In the event that you just need non-delegated Kerberos, where the client requests a Kerberos ticket for the target service, SNAT shouldn't get in the way of that. The client will contact the KDC, get a ticket, and pass that ticket in an HTTP Authorization header to the server. It only gets tricky if there's a proxy server/load balancer between the client and server if that middle device masks the server's true name. A browser will derive the service principal name (SPN) for the ticket request from the HTTP URL, so if the BIG-IP VIP's FQDN is different than the real SPN of the backend service, Kerberos will fail. So for this to work you either need to make the VIP FQDN and backend service SPN/name the same, or employ APM.
In the event that you need delegated Kerberos, then you need a service to do that delegation. APM of course does that delegation.
- Longhi_Mauro_19
Nimbostratus
I clirify a bit the my case. Client (10.172.200.100) contact Microsoft NLB (10.172.200.200) with FQND navservernlb.domain.lcl. Behind the VIP there is a couple of server navserver1.domain.lcl and navserver2.domain.lcl. Both navserverX.domain.lcl have to pass credential to a SQL server sqlserver.domain.lcl (on the same network), so we have to create a delegation on Active Directory for FQDN navservernlb.domain.lcl TCPPORT and username/password.
To replace this situation I have tried to configure a new FQDN name navserverF5.domain.lcl that points to the BIGIP virtual server and created a delegation like navservernlb.domain.lcl. I have configured a SNAT Pool and assigned to the Virtual server. When I try to connect to the VirtualServer (is not a web page but a NAV Client) on the SQL server arrives Anonymous authentication, as the credentials has disappeared between client and NavServer.
Here a more clear schema.
Thank you
Mauro
- Kevin_Stewart
Employee
I believe the issue here is that the NLB server is a Windows box that can natively consume and delegate Kerberos tickets. Your clients are getting a ticket for the lb instance, which I believe is delegating to the server instances, which are then delegating to the SQL servers. The client doesn't know about the servers behind the load balancer, so they must be getting a ticket to the load balancer.

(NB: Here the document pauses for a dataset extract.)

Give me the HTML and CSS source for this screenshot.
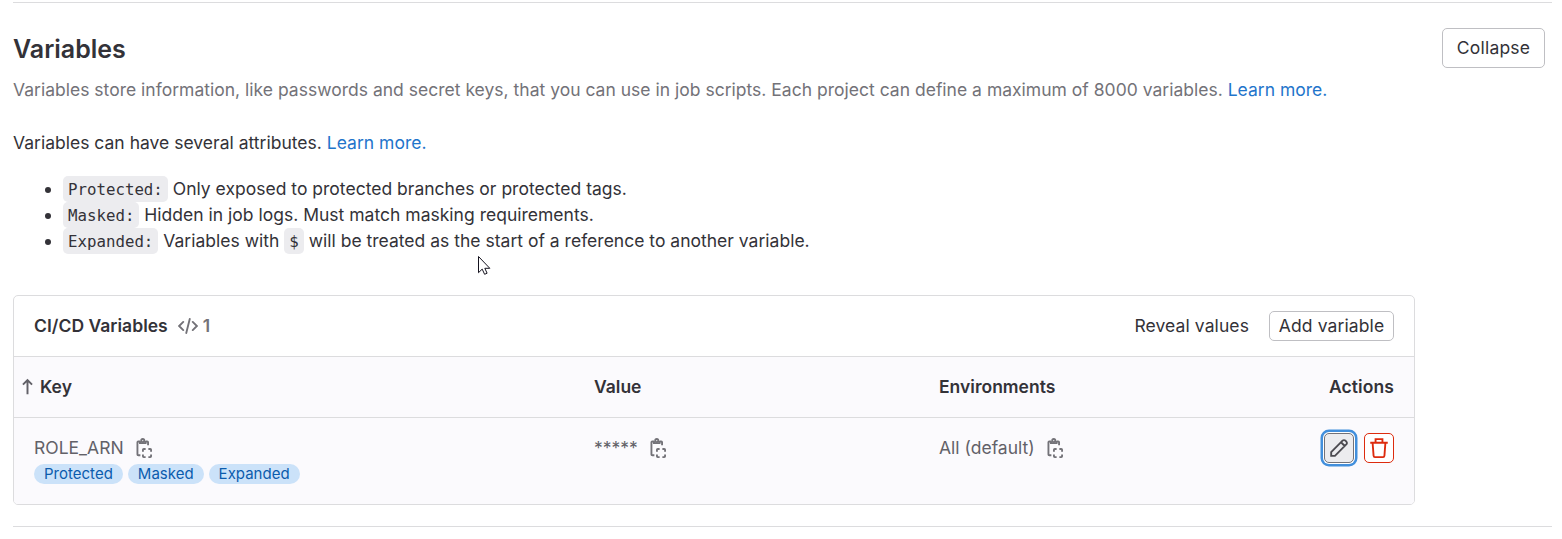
FILE: index.html
```html
<!DOCTYPE html>
<html lang="en">
<head>
<meta charset="utf-8">
<title>Variables</title>
<link rel="stylesheet" href="styles.css">
</head>
<body>
<svg class="sprite" aria-hidden="true">
  <symbol id="copy" viewBox="0 0 16 16">
    <g fill="none" stroke="currentColor" stroke-width="1.5">
      <path d="M4.9 2.75H3.4a.65.65 0 0 0-.65.65v9.7a.65.65 0 0 0 .65.65h1.7M9.2 2.75h1.4a.65.65 0 0 1 .65.65v2.4"/>
      <circle cx="7" cy="2" r="1.25"/>
      <path d="M4.75 2.3v1.8h4.5V2.3"/>
      <path d="M7.15 10.9V9.4a.65.65 0 0 1 .65-.65h1.5M11.5 8.75H13a.65.65 0 0 1 .65.65v1.5M13.65 13.1v1.5a.65.65 0 0 1-.65.65h-1.5M9.3 15.25H7.8a.65.65 0 0 1-.65-.65v-1.5"/>
    </g>
  </symbol>
</svg>
<main class="section">
  <header class="section-header">
    <div>
      <h4 class="title">Variables</h4>
      <p class="description">Variables store information, like passwords and secret keys, that you can use in job scripts. Each project can define a maximum of 8000 variables. <a class="link">Learn more.</a></p>
    </div>
    <button class="button collapse">Collapse</button>
  </header>
  <p class="attributes">Variables can have several attributes. <a class="link">Learn more.</a></p>
  <ul class="attribute-list">
    <li><code>Protected:</code> Only exposed to protected branches or protected tags.</li>
    <li><code>Masked:</code> Hidden in job logs. Must match masking requirements.</li>
    <li><code>Expanded:</code> Variables with <code>$</code> will be treated as the start of a reference to another variable.</li>
  </ul>
  <section class="card">
    <div class="card-header">
      <h5 class="card-title">CI/CD Variables</h5>
      <span class="count">
        <svg class="icon" viewBox="0 0 16 16" fill="none" stroke="currentColor" stroke-width="1.5"><path d="M4.2 4.7.9 8l3.3 3.3M11.8 4.7 15.1 8l-3.3 3.3M9.4 2.4 6.6 13.6" stroke-linecap="round"/></svg>
        <span>1</span>
      </span>
      <span class="reveal">Reveal values</span>
      <button class="button add">Add variable</button>
    </div>
    <div class="row head">
      <div class="key-head"><svg class="sort" viewBox="0 0 12 16" fill="none" stroke="currentColor" stroke-width="1.8"><path d="M6 14.6V2M1.8 5.8 6 1.6l4.2 4.2"/></svg>Key</div>
      <div>Value</div>
      <div>Environments</div>
      <div class="actions-head">Actions</div>
    </div>
    <div class="row body">
      <div>
        <div class="cell"><span class="key-name">ROLE_ARN</span><svg class="icon"><use href="#copy"/></svg></div>
        <div class="badges"><span class="badge">Protected</span><span class="badge">Masked</span><span class="badge">Expanded</span></div>
      </div>
      <div class="cell"><span class="stars">*****</span><svg class="icon"><use href="#copy"/></svg></div>
      <div class="cell"><span class="env">All (default)</span><svg class="icon"><use href="#copy"/></svg></div>
      <div class="actions">
        <button class="icon-button edit" aria-label="Edit"><svg class="icon" viewBox="0 0 16 16" fill="none" stroke="currentColor" stroke-width="1.5"><path d="M1.75 14.25v-3l9.1-9.1a1.6 1.6 0 0 1 2.3 0l.7.7a1.6 1.6 0 0 1 0 2.3l-9.1 9.1zM9.8 3.6l2.6 2.6"/></svg></button>
        <button class="icon-button delete" aria-label="Delete"><svg class="icon" viewBox="0 0 16 16" fill="none" stroke="currentColor" stroke-width="1.5"><path d="M1 3.75h14M5.25 3.5V.9h5.5v2.6M2.9 4l.75 10.1q.1 1.15 1.1 1.15h6.5q1 0 1.1-1.15L13.1 4"/></svg></button>
      </div>
    </div>
  </section>
</main>
<svg class="pointer" viewBox="0 0 13 20"><path d="M.5.5v16.2l3.7-3.6 2.4 5.2 2.5-1.1-2.3-4.9h5z" fill="#fff" stroke="#15131f" stroke-width="1"/></svg>
</body>
</html>
```
FILE: styles.css
```css
* { box-sizing: border-box; }
body {
  margin: 0;
  background: #fff;
  color: #333238;
  font: 17.5px/26px Inter, "Noto Sans", sans-serif;
  letter-spacing: .01px;
}
h4, h5, p, ul { margin: 0; }
.sprite { display: none; }
.section {
  margin: 2px 10px 0 13px;
  height: 525px;
  border-top: 1px solid #dcdcde;
  border-bottom: 1px solid #dcdcde;
}
.section-header {
  display: flex;
  justify-content: space-between;
  padding: 25px 7px 0 0;
  height: 127px;
}
.title { font-size: 25px; line-height: 30px; font-weight: 600; padding-top: 6px; letter-spacing: 0; }
.description { margin-top: 13px; color: #737278; }
.link { color: #1f75cb; }
.button {
  font: inherit;
  color: #333238;
  background: #fff;
  border: 1px solid #bfbfc3;
  border-radius: 5px;
  padding: 0;
  text-align: center;
  letter-spacing: .12px;
}
.collapse { width: 103px; height: 40px; letter-spacing: .2px; }
.attribute-list { margin-top: 20px; padding-left: 50px; }
code {
  font: 15.75px/20px "DejaVu Sans Mono", monospace;
  letter-spacing: 0;
  background: #ececef;
  border-radius: 5px;
  padding: 4px 5px 3px;
}
.card {
  width: 1402px;
  height: 210px;
  margin-top: 41px;
  border: 1px solid #dcdcde;
  border-radius: 5px;
  overflow: hidden;
}
.card-header { display: flex; align-items: center; height: 60px; padding: 0 20px; }
.card-title { font-size: 17.5px; font-weight: 600; letter-spacing: .03px; }
.count { display: flex; align-items: center; gap: 5px; margin-left: 10px; color: #737278; font-weight: 600; }
.reveal { margin-left: auto; margin-right: 20px; letter-spacing: .1px; }
.add { width: 125px; height: 30px; line-height: 26px; }
.icon { width: 20px; height: 20px; display: block; flex: none; }
.row {
  display: grid;
  grid-template-columns: 560px 345px 1fr auto;
  padding: 0 20px;
  background: #fbfafd;
  border-top: 1px solid #dcdcde;
}
.head { height: 61px; align-items: center; font-weight: 600; }
.key-head { display: flex; align-items: center; gap: 6px; margin-left: -13px; }
.sort { width: 13px; height: 18px; color: #626168; }
.actions-head { letter-spacing: .1px; }
.body { height: 87px; padding-top: 15px; color: #626168; }
.cell { display: flex; align-items: center; gap: 10px; height: 30px; }
.cell .icon { color: #737278; }
.badges { display: flex; gap: 5px; margin-top: 1px; }
.badge {
  height: 20px;
  border-radius: 10px;
  padding: 0 10px;
  background: #cbe2f9;
  color: #0b5cad;
  font-size: 15px;
  line-height: 20px;
}
.actions { display: flex; justify-content: flex-end; gap: 10px; }
.icon-button {
  display: flex;
  align-items: center;
  justify-content: center;
  width: 30px;
  height: 30px;
  padding: 0;
  border-radius: 5px;
}
.edit {
  background: #ececef;
  border: 1px solid #737278;
  color: #4c4b51;
  box-shadow: 0 0 0 1px #fff, 0 0 0 3.5px #428fdc;
}
.delete { background: #fff; border: 1px solid #dd2b0e; color: #dd2b0e; }
.pointer { position: absolute; left: 478px; top: 256px; width: 13px; height: 20px; }
```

A BIG-IP LTM is not a member of an active directory domain, so it cannot on its own consume a Kerberos ticket. The client may be able to request and pass a ticket to it, but the LTM will simply forward that to the backend servers (which will fail). In order to do this multi-step delegation the client must present a valid Kerberos ticket to a service that can a) consume a ticket and b) perform Kerberos delegation. LTM cannot do this, but APM can.
- Longhi_Mauro_19
Nimbostratus
Hi Kevin, I have activated APM module to do this, but now I'm blocked because I'm not able to configure this Kerberos Delegation. I have found some documentation but all refer to Logon Page to get the credential.
Have you got ideas or links to do this configuration
- Kevin_Stewart
Employee
I don't have the documentation links in front of me right now, but you want to look for "end user" Kerberos authentication and "SSO" Kerberos authentication. The former is how you configure the client side - how APM will consume a Kerberos ticket, and the latter will configure server side - how APM will delegate to the next service.
- Longhi_Mauro_19
Nimbostratus
Thank you kunjan!
One question about the "Editing an access policy to support Kerberos SSO" section... What kind of Varaibles I have to add during the creation of Variable Assign Item?
The guide only explain that I have to create the item....
- kunjan
Nimbostratus
It seems to refer to extract the username from the client certificate. Not very clear how you get the username. I assume you trying to do kerberos SSO(KCD).